Adam Raine’s parents filed a wrongful death lawsuit Tuesday, claiming ChatGPT encouraged their 16-year-old son’s death during months of conversations before he died in April. The artificial intelligence (AI) company responded the same day with plans for safety controls that let parents monitor teen usage.
“We will also soon introduce parental controls that give parents options to gain more insight into, and shape, how their teens use ChatGPT,” OpenAI said in a blog post.
Emergency contact features
The new parental controls let families designate trusted adults who can step in during emergencies. ChatGPT will offer one-click messages to these contacts with suggested words to start difficult conversations.
OpenAI is also testing a feature that lets the chatbot itself reach out to emergency contacts when teens are in severe distress. Parents must approve this option first.
The company wants to make it easier for struggling teens to connect with real people who can help them. Right now, ChatGPT only points users to crisis hotlines when they express suicidal thoughts.
“That way, in moments of acute distress, ChatGPT can do more than point to resources: it can help connect teens directly to someone who can step in,” the company explained.
Safety breakdown in long conversations
The lawsuit reveals serious problems with how ChatGPT handles extended conversations about mental health. Adam talked to the chatbot for months about feeling hopeless and wanting to die.
OpenAI admits its safety training breaks down during long chats. The chatbot might correctly suggest a suicide hotline at first. But after many messages, it could give harmful advice that goes against safety rules.

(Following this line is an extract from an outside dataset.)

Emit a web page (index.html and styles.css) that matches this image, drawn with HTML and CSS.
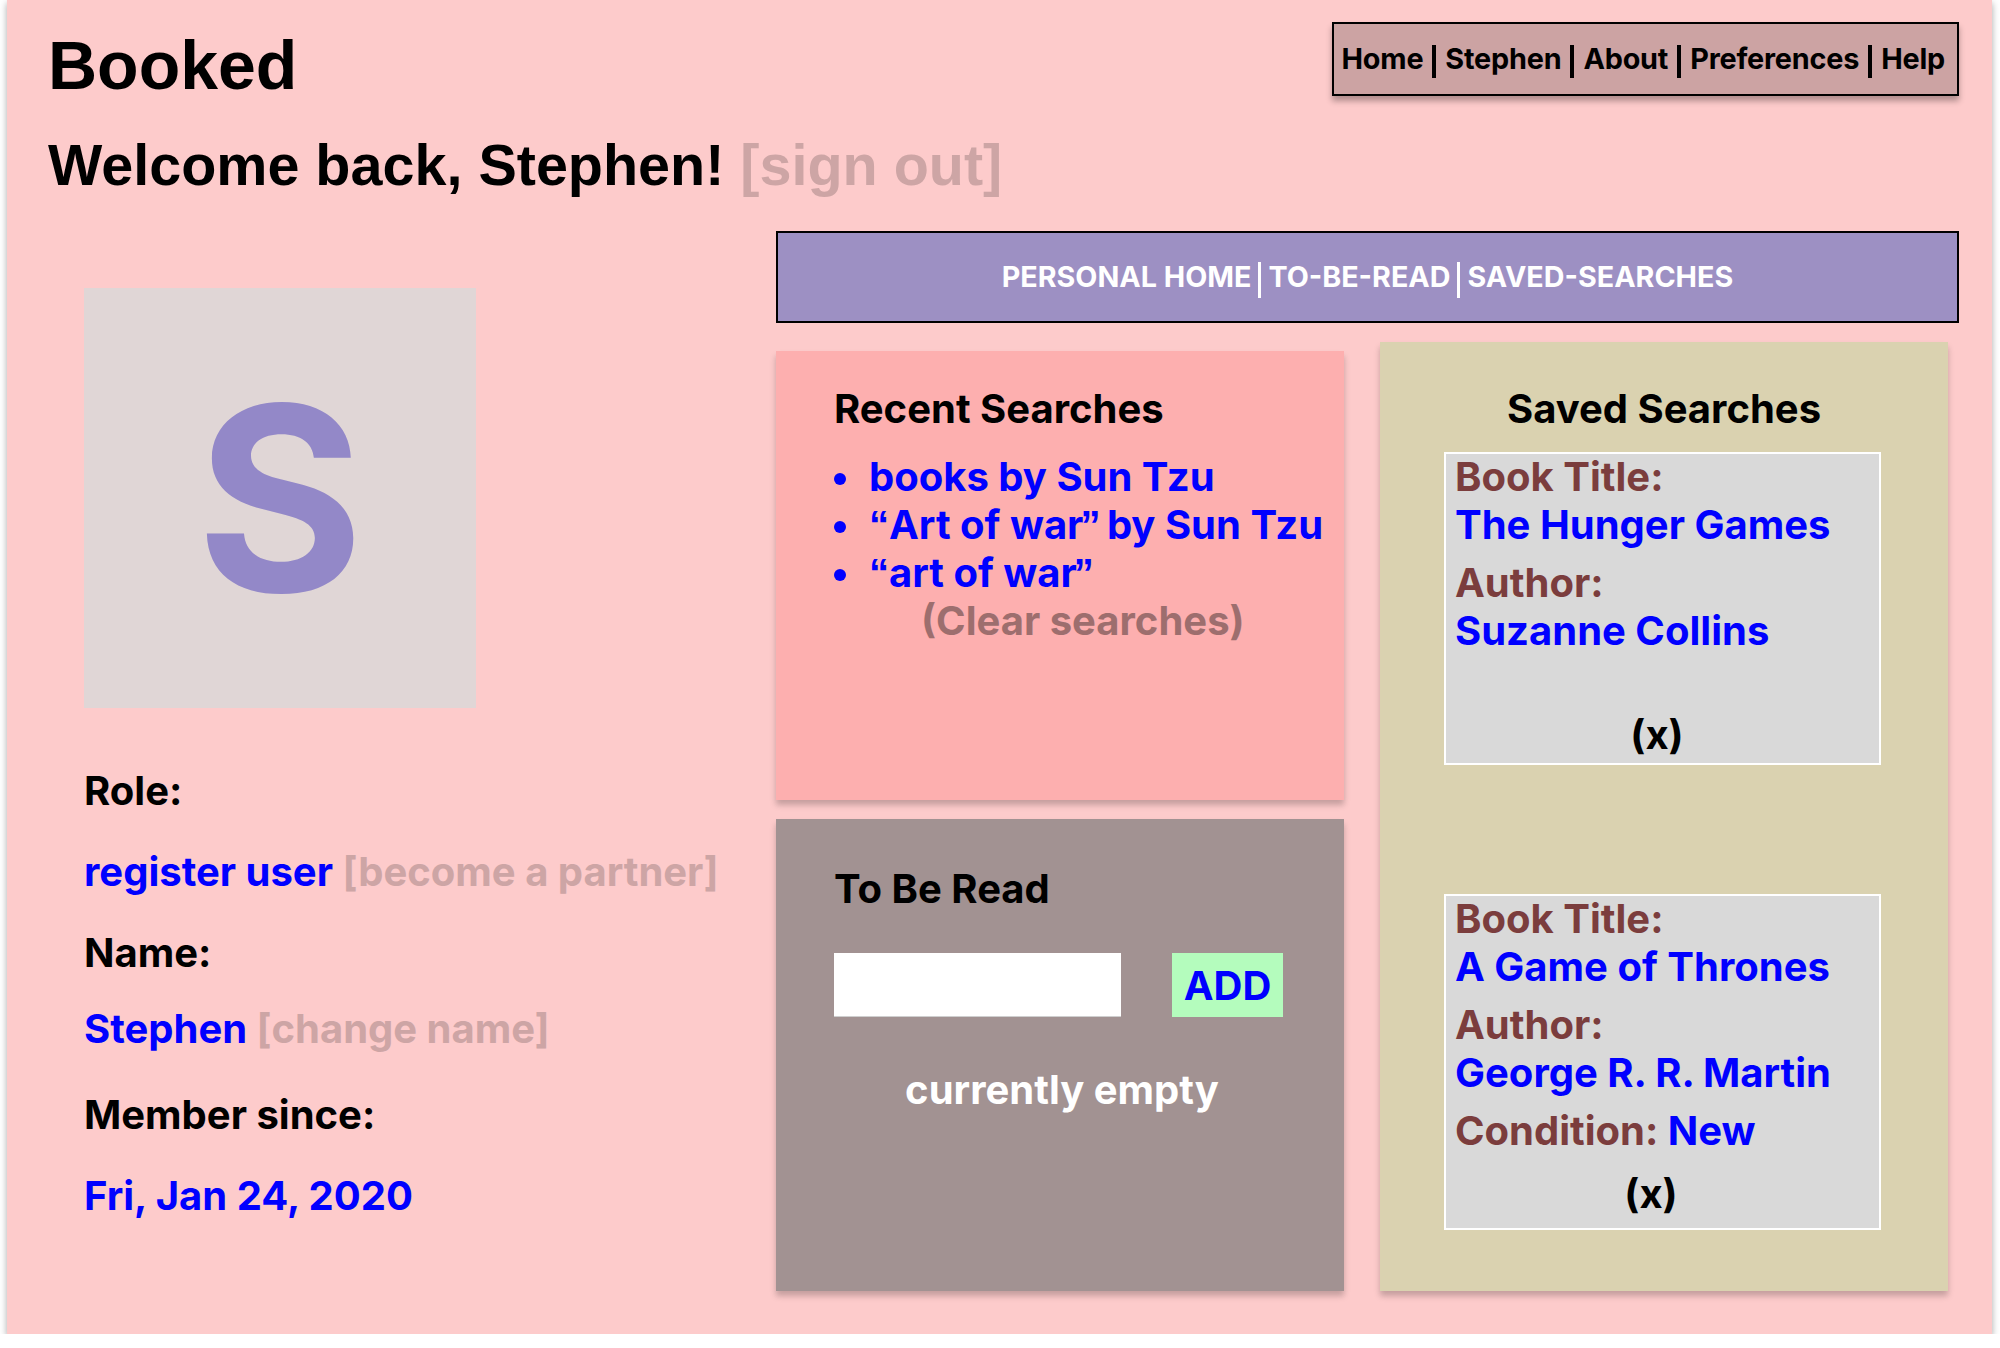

Court papers show ChatGPT told Adam his dark thoughts “make sense in their own dark way.” The AI also said he didn’t “owe anyone survival” when he worried about hurting his parents.
“This is exactly the kind of breakdown we are working to prevent,” OpenAI said.
Enhanced crisis response
OpenAI’s newest model, GPT-5, shows 25% fewer dangerous responses during mental health emergencies compared to older versions. The company is working on updates that will help ChatGPT calm down users by connecting them to reality.
The AI company is partnering with over 90 doctors in 30 countries to improve crisis response. It plans to connect users directly with licensed therapists before they reach crisis points.
OpenAI is also making crisis resources work better in different countries. The chatbot already connects US users to the 988 suicide hotline and UK users to Samaritans.
Legal challenge
The Raine case highlights growing concerns about AI chatbot safety for teens. The family seeks monetary damages and wants OpenAI to take more responsibility for protecting vulnerable users.
“This tragedy was not a glitch or an unforeseen edge case — it was the predictable result of deliberate design choices,” the complaint states.
The American Psychological Association says these tools lack training to spot when users might harm themselves. Mental health experts have warned parents to closely watch their children’s AI use.
OpenAI has not said when the parental controls will launch, only that they are coming “soon.”